- Material shown -
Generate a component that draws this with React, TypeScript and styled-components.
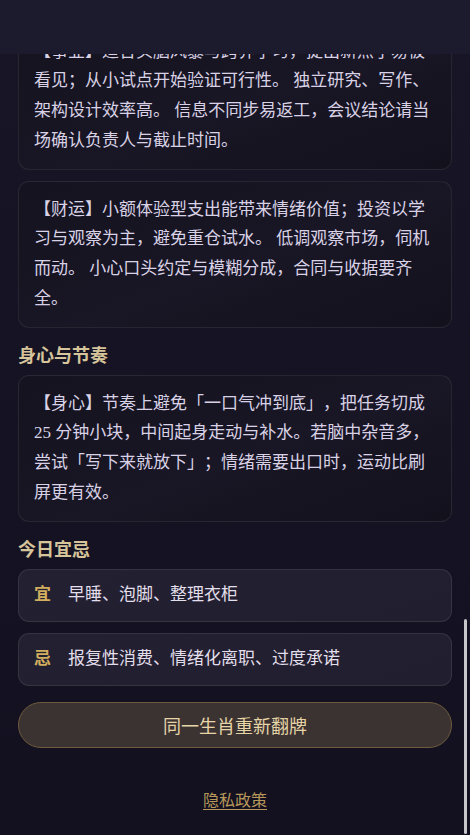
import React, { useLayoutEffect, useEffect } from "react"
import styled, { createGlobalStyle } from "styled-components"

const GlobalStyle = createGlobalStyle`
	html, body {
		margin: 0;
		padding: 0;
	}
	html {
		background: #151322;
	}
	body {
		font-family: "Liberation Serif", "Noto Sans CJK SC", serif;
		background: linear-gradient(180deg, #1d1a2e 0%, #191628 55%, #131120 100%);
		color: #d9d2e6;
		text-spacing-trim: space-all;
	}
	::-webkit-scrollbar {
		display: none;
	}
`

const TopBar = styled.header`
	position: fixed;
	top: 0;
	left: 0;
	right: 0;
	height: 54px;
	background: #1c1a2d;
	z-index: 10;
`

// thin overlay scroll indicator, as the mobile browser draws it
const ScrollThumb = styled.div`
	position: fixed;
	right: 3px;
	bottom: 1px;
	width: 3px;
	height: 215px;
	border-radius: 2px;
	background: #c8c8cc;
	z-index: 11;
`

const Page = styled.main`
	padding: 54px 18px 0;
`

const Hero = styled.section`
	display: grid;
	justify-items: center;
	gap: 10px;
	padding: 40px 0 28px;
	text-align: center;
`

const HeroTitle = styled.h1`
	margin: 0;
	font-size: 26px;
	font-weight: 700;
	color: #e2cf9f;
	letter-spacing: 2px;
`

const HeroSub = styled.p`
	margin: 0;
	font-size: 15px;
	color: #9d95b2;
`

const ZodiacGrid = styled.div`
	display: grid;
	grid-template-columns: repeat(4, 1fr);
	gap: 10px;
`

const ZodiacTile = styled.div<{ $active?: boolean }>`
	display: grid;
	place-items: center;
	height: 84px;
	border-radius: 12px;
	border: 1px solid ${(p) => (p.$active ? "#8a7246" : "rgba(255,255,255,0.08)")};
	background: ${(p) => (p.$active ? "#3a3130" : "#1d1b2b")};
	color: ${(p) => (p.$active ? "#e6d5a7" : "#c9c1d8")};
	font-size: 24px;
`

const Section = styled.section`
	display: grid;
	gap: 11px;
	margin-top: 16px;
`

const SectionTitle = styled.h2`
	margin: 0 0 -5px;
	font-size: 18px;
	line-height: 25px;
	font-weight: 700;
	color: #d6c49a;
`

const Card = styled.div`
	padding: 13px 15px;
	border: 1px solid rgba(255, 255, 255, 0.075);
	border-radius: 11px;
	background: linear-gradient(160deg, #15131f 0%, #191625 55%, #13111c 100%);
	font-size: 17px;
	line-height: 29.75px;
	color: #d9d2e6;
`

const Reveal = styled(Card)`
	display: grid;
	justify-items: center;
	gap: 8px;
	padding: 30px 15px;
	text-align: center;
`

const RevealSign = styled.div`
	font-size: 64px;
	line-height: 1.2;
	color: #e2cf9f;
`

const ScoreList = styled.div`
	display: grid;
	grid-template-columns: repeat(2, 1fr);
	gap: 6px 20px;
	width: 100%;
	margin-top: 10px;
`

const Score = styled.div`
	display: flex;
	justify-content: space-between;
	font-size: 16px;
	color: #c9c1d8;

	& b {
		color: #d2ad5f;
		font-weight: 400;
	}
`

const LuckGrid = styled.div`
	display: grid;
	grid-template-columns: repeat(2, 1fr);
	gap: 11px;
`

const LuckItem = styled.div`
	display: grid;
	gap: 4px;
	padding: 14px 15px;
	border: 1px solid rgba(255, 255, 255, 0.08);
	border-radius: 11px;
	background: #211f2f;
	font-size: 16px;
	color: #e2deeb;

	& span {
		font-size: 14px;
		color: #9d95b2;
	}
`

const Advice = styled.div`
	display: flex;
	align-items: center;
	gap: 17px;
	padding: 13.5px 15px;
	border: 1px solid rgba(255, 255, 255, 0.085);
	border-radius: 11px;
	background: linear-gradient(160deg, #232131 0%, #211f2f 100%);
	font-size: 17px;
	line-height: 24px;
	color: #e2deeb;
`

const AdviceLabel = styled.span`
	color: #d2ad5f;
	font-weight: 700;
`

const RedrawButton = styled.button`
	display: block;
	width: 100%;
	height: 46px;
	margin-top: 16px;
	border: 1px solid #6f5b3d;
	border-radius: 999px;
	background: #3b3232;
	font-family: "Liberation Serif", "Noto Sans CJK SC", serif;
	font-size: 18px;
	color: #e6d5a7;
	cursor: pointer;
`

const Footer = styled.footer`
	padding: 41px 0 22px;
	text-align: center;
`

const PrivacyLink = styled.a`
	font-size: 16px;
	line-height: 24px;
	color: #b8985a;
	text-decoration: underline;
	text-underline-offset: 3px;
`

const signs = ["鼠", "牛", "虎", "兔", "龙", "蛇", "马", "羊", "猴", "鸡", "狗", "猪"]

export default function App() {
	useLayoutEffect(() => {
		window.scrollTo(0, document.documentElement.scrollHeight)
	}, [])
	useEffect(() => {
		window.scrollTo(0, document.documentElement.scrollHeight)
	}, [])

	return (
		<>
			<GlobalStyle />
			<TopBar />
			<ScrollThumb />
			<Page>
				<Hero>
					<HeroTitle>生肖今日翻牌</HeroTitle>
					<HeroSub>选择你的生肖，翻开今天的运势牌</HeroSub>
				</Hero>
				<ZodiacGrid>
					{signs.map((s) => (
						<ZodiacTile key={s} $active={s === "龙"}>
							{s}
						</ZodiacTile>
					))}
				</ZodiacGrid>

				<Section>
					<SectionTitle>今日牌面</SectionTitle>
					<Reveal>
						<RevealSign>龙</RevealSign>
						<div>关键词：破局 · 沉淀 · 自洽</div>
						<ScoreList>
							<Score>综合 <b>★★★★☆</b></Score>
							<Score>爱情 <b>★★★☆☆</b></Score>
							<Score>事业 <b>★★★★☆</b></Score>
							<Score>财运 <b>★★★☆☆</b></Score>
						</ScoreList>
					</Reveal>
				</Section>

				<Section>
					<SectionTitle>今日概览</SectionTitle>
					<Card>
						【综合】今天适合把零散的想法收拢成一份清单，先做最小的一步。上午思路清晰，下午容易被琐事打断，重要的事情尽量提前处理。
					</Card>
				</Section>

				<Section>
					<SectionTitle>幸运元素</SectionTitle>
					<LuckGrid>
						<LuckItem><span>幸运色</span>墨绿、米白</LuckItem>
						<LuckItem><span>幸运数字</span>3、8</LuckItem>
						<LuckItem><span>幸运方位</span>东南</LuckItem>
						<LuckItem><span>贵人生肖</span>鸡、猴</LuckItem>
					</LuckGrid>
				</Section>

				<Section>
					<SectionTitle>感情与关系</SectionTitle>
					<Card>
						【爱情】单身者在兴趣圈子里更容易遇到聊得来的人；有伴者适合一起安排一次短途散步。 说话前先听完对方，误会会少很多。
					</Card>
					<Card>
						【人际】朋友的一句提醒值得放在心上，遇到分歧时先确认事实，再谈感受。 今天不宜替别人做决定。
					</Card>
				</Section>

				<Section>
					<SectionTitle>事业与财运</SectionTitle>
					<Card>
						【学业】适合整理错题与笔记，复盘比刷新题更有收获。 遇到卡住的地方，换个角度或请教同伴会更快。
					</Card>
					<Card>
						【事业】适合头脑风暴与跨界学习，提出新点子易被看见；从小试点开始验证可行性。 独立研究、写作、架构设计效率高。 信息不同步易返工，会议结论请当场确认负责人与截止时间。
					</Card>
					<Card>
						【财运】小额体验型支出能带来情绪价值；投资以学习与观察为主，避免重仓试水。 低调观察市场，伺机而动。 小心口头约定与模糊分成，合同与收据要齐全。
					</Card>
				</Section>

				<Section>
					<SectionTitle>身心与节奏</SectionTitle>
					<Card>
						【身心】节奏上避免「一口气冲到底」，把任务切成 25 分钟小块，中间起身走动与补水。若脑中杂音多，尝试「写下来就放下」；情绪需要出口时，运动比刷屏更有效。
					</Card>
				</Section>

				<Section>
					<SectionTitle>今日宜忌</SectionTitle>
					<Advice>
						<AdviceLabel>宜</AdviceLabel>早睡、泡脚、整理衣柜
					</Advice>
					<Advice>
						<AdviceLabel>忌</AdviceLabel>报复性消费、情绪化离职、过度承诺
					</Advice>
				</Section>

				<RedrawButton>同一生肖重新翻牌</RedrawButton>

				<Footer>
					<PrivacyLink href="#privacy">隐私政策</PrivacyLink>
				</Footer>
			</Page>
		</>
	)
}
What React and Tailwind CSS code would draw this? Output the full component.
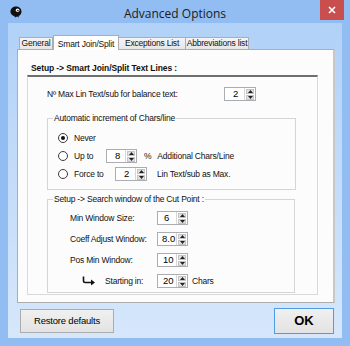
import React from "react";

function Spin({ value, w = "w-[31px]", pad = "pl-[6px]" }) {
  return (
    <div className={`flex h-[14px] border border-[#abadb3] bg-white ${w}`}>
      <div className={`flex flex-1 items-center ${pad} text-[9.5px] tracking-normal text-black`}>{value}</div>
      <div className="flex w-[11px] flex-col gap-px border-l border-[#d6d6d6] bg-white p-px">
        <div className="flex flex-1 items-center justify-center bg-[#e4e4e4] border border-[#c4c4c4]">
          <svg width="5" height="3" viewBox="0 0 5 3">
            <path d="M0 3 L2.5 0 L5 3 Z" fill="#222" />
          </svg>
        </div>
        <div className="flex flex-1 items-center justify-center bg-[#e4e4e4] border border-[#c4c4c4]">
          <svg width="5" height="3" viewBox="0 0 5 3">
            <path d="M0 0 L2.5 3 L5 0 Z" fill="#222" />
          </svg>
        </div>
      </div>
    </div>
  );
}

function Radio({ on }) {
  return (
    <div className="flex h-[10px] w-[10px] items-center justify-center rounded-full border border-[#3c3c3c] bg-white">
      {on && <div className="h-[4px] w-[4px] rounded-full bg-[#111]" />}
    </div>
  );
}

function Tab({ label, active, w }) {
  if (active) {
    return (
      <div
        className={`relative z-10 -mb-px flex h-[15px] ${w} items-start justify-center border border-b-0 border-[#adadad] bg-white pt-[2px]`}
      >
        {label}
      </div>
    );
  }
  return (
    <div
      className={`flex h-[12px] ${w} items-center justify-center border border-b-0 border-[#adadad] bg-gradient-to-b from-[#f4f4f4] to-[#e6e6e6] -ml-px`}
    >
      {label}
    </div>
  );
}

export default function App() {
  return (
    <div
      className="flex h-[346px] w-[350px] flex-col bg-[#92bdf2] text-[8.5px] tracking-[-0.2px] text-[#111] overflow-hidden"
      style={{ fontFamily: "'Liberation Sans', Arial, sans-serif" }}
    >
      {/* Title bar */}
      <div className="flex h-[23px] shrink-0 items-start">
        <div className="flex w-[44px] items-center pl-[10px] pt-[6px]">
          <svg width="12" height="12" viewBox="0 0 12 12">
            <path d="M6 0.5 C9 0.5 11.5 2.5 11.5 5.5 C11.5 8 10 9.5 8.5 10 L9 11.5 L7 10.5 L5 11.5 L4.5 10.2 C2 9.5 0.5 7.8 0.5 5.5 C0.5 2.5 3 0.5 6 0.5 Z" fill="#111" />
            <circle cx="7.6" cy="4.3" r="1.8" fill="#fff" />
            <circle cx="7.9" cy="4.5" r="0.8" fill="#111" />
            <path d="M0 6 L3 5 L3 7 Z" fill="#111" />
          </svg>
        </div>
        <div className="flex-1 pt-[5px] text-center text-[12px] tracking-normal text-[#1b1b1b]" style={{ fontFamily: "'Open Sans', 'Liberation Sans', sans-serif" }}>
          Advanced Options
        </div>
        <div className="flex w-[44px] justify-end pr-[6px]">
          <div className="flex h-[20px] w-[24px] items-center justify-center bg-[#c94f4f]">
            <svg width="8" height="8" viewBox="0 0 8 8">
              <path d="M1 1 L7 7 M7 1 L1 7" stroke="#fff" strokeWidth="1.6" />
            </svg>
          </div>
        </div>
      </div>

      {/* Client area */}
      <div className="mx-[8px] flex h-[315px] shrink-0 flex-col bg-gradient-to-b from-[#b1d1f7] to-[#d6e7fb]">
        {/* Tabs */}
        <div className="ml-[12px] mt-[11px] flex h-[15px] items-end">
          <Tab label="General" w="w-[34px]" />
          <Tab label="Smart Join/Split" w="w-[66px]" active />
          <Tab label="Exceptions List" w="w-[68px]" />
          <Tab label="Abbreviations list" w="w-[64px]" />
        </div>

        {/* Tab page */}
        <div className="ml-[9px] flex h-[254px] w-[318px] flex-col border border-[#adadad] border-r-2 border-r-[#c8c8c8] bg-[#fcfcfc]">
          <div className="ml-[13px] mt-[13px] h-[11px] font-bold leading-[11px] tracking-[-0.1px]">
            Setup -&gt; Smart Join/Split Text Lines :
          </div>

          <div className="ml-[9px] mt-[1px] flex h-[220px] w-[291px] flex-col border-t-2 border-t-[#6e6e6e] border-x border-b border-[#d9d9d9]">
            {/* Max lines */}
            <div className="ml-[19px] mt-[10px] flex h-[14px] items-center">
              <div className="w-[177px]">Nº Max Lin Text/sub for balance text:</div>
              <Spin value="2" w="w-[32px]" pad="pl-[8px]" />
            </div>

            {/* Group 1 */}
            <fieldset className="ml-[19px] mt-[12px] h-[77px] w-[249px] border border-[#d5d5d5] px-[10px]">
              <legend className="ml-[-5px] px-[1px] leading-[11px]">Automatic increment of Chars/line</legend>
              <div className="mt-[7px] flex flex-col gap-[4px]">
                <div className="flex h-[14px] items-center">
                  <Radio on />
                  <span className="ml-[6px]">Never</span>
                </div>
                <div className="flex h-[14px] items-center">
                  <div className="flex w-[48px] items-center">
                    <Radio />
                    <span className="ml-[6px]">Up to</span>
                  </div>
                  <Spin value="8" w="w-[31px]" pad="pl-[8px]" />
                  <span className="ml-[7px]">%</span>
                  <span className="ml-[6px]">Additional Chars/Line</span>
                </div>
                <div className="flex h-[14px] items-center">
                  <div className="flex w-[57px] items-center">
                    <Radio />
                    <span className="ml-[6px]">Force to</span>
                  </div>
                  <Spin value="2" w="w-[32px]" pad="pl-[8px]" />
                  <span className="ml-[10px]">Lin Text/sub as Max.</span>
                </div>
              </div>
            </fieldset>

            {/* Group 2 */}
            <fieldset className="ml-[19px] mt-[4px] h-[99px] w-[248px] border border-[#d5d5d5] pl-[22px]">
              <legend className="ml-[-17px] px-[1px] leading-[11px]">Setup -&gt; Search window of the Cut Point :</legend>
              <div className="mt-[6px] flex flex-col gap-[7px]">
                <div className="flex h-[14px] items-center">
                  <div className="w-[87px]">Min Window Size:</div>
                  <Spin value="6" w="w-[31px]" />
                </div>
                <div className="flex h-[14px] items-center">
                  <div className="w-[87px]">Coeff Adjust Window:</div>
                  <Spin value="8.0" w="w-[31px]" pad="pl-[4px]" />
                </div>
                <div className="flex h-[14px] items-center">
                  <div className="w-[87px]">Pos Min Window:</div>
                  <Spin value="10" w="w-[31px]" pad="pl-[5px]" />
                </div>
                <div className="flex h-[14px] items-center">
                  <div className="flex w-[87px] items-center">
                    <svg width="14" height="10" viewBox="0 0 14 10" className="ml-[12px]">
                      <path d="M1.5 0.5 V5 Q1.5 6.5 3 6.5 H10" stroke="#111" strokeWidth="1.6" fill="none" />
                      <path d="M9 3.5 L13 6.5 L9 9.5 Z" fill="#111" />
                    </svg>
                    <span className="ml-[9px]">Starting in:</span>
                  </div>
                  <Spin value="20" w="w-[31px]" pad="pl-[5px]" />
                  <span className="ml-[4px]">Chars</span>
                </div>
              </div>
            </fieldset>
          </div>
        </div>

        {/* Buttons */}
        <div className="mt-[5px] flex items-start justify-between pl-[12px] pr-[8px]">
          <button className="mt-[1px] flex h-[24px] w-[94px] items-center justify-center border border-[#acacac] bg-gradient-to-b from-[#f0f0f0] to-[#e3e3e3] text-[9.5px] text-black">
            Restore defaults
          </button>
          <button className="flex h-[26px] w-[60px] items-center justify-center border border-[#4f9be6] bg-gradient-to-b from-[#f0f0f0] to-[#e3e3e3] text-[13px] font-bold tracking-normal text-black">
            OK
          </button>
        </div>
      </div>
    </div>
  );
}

- Given exercise -
Skip all pictures. Retype exactly the span whose first line is the one with "What React and" and whose last line is the one with "import React from".

- Output of the exercise -
What React and Tailwind CSS code would draw this? Output the full component.
import React from "react";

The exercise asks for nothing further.